▶ **To be done**
Give the data below again exactly as written, without its pictures.

▶ **Collected data**
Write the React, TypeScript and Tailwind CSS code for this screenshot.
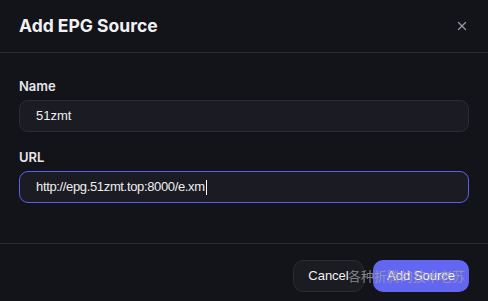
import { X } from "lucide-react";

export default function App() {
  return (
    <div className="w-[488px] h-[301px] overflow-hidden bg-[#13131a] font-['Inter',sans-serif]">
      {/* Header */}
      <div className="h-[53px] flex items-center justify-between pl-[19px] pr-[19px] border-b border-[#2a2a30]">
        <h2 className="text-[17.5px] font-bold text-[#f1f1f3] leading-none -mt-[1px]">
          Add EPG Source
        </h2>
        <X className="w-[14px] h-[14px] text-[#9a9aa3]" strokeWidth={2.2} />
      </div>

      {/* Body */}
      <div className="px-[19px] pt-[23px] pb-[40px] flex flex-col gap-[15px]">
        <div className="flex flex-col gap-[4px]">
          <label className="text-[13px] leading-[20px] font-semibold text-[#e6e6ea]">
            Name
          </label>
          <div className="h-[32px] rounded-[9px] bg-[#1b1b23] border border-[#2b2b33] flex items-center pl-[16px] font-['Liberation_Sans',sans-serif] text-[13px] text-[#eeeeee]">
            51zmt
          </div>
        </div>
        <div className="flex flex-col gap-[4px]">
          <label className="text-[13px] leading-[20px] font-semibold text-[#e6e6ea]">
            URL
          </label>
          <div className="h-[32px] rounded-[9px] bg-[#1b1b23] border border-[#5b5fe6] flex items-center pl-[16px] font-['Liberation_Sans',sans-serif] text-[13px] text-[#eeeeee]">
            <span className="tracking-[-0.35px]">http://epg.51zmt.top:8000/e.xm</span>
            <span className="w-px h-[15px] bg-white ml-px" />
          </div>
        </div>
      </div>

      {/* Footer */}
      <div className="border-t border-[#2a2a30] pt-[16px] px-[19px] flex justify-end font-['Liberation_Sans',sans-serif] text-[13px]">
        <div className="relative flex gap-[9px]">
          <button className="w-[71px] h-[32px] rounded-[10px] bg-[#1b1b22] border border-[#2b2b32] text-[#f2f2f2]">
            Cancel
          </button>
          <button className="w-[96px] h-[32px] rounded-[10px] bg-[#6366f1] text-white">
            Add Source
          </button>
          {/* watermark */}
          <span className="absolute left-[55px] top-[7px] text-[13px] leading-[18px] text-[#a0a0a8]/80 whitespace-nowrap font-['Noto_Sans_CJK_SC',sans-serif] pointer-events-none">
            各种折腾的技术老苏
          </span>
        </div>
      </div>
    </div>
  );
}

▶ **Exercise response**
Write the React, TypeScript and Tailwind CSS code for this screenshot.
import { X } from "lucide-react";

export default function App() {
  return (
    <div className="w-[488px] h-[301px] overflow-hidden bg-[#13131a] font-['Inter',sans-serif]">
      {/* Header */}
      <div className="h-[53px] flex items-center justify-between pl-[19px] pr-[19px] border-b border-[#2a2a30]">
        <h2 className="text-[17.5px] font-bold text-[#f1f1f3] leading-none -mt-[1px]">
          Add EPG Source
        </h2>
        <X className="w-[14px] h-[14px] text-[#9a9aa3]" strokeWidth={2.2} />
      </div>

      {/* Body */}
      <div className="px-[19px] pt-[23px] pb-[40px] flex flex-col gap-[15px]">
        <div className="flex flex-col gap-[4px]">
          <label className="text-[13px] leading-[20px] font-semibold text-[#e6e6ea]">
            Name
          </label>
          <div className="h-[32px] rounded-[9px] bg-[#1b1b23] border border-[#2b2b33] flex items-center pl-[16px] font-['Liberation_Sans',sans-serif] text-[13px] text-[#eeeeee]">
            51zmt
          </div>
        </div>
        <div className="flex flex-col gap-[4px]">
          <label className="text-[13px] leading-[20px] font-semibold text-[#e6e6ea]">
            URL
          </label>
          <div className="h-[32px] rounded-[9px] bg-[#1b1b23] border border-[#5b5fe6] flex items-center pl-[16px] font-['Liberation_Sans',sans-serif] text-[13px] text-[#eeeeee]">
            <span className="tracking-[-0.35px]">http://epg.51zmt.top:8000/e.xm</span>
            <span className="w-px h-[15px] bg-white ml-px" />
          </div>
        </div>
      </div>

      {/* Footer */}
      <div className="border-t border-[#2a2a30] pt-[16px] px-[19px] flex justify-end font-['Liberation_Sans',sans-serif] text-[13px]">
        <div className="relative flex gap-[9px]">
          <button className="w-[71px] h-[32px] rounded-[10px] bg-[#1b1b22] border border-[#2b2b32] text-[#f2f2f2]">
            Cancel
          </button>
          <button className="w-[96px] h-[32px] rounded-[10px] bg-[#6366f1] text-white">
            Add Source
          </button>
          {/* watermark */}
          <span className="absolute left-[55px] top-[7px] text-[13px] leading-[18px] text-[#a0a0a8]/80 whitespace-nowrap font-['Noto_Sans_CJK_SC',sans-serif] pointer-events-none">
            各种折腾的技术老苏
          </span>
        </div>
      </div>
    </div>
  );
}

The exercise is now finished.